What is required >>
Determine how many lines contain the string "this", then reply with that figure only.

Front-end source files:
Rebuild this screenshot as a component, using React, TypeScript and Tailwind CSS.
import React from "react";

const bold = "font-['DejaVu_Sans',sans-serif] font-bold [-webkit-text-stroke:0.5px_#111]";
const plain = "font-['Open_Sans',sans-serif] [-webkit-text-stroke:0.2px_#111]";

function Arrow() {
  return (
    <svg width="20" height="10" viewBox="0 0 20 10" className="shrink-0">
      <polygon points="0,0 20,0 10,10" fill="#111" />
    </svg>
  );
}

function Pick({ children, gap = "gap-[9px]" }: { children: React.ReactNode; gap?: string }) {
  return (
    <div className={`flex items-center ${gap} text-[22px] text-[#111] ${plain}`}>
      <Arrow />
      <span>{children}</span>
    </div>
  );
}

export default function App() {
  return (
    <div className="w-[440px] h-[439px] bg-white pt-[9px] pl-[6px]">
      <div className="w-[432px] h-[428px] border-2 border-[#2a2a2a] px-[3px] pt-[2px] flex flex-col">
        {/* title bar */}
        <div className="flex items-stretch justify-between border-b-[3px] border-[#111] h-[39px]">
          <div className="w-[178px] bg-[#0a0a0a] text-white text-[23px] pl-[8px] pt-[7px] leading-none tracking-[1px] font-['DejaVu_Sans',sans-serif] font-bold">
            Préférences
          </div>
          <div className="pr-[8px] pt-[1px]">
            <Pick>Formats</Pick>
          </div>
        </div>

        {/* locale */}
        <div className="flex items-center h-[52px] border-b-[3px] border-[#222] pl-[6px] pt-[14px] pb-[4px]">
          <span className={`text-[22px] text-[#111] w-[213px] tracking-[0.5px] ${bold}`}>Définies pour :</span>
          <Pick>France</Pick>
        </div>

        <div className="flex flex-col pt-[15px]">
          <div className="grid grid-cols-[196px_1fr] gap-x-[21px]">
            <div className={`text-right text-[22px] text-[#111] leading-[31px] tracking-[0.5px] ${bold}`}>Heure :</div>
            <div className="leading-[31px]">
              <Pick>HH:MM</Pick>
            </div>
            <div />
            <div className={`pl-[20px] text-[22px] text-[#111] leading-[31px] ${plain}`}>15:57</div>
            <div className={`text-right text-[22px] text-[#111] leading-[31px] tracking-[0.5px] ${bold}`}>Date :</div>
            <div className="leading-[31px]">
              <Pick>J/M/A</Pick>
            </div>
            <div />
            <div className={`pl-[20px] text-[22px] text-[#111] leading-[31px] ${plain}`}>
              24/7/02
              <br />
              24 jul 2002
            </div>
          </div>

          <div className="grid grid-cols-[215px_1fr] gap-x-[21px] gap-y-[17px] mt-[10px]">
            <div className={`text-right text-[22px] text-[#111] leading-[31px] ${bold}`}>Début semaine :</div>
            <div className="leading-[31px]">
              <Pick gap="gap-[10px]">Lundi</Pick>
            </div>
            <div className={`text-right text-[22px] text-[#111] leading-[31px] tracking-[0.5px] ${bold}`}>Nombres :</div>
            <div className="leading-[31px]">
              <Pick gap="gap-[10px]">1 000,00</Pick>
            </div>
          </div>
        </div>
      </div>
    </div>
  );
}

--

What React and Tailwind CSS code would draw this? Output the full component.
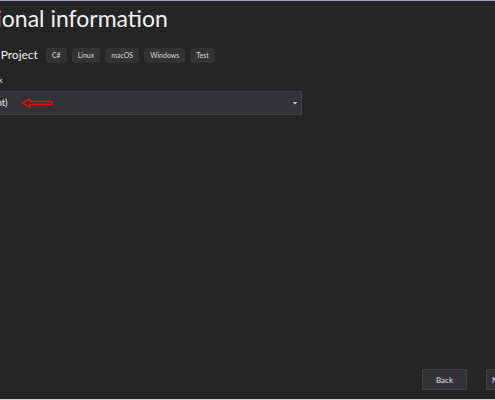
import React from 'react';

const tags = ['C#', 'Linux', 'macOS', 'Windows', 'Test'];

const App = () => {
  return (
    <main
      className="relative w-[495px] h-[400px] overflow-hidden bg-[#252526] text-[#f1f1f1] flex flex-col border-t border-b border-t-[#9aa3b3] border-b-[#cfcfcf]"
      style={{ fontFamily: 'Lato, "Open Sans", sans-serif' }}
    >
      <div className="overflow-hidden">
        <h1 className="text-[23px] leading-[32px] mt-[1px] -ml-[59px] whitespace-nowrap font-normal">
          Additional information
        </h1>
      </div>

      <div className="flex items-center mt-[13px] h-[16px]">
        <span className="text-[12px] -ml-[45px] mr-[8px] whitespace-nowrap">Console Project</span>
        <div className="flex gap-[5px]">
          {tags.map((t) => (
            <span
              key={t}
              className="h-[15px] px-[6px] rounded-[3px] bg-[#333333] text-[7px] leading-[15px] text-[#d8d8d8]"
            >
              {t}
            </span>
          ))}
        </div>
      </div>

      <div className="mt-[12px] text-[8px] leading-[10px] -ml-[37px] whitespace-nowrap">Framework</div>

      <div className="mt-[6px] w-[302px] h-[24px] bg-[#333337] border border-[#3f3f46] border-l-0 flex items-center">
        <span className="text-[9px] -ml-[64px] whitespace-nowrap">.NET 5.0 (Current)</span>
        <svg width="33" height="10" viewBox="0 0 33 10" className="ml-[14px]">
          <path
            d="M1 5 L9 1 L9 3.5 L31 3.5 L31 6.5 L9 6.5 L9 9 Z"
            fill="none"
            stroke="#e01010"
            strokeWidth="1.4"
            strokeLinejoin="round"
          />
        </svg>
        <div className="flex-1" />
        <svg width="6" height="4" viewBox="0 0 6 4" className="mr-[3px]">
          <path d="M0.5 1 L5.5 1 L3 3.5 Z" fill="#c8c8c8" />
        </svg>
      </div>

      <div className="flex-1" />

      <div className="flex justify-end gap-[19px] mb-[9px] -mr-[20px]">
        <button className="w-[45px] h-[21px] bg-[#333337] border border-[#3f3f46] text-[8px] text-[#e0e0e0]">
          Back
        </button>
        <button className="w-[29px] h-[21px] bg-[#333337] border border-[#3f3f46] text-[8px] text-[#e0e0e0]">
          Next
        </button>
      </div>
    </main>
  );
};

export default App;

--

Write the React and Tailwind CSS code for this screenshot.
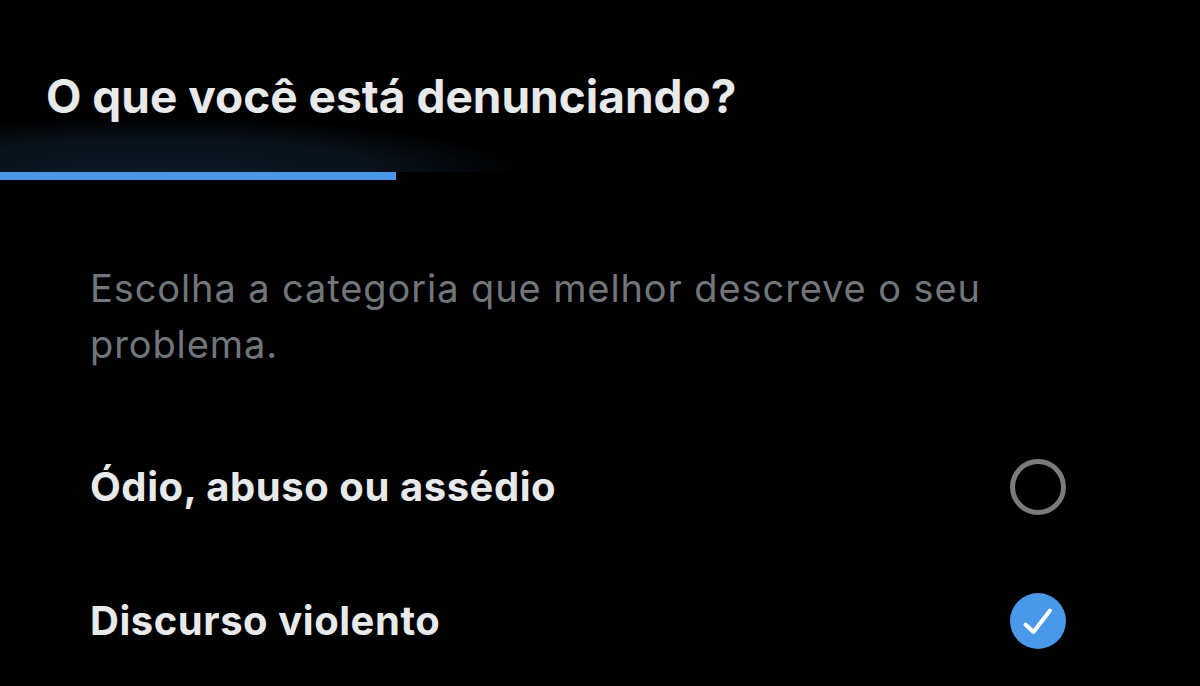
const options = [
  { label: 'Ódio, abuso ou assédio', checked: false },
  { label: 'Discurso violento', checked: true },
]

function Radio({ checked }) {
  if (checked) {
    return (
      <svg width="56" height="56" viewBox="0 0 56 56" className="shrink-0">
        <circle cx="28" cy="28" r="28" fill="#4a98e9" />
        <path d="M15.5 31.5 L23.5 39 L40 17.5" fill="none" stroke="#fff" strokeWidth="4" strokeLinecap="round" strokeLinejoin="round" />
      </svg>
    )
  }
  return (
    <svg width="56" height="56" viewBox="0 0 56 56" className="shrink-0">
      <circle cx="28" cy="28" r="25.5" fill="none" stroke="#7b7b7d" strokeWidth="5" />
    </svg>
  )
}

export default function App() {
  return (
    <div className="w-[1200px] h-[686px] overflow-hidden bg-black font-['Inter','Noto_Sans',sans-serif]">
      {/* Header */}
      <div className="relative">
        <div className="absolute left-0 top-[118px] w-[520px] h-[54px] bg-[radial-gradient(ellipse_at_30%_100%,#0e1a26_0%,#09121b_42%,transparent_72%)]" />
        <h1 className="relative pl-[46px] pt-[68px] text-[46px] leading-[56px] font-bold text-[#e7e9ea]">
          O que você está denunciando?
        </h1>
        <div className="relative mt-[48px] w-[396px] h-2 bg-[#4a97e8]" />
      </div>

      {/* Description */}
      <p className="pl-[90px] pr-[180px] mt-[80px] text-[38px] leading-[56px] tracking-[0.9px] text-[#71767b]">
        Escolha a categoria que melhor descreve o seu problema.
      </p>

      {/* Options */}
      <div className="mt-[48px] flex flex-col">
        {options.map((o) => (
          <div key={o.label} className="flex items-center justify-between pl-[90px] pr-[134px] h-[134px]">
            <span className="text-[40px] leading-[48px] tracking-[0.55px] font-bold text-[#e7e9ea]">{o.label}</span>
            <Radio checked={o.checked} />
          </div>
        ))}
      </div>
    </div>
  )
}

Solution >>
3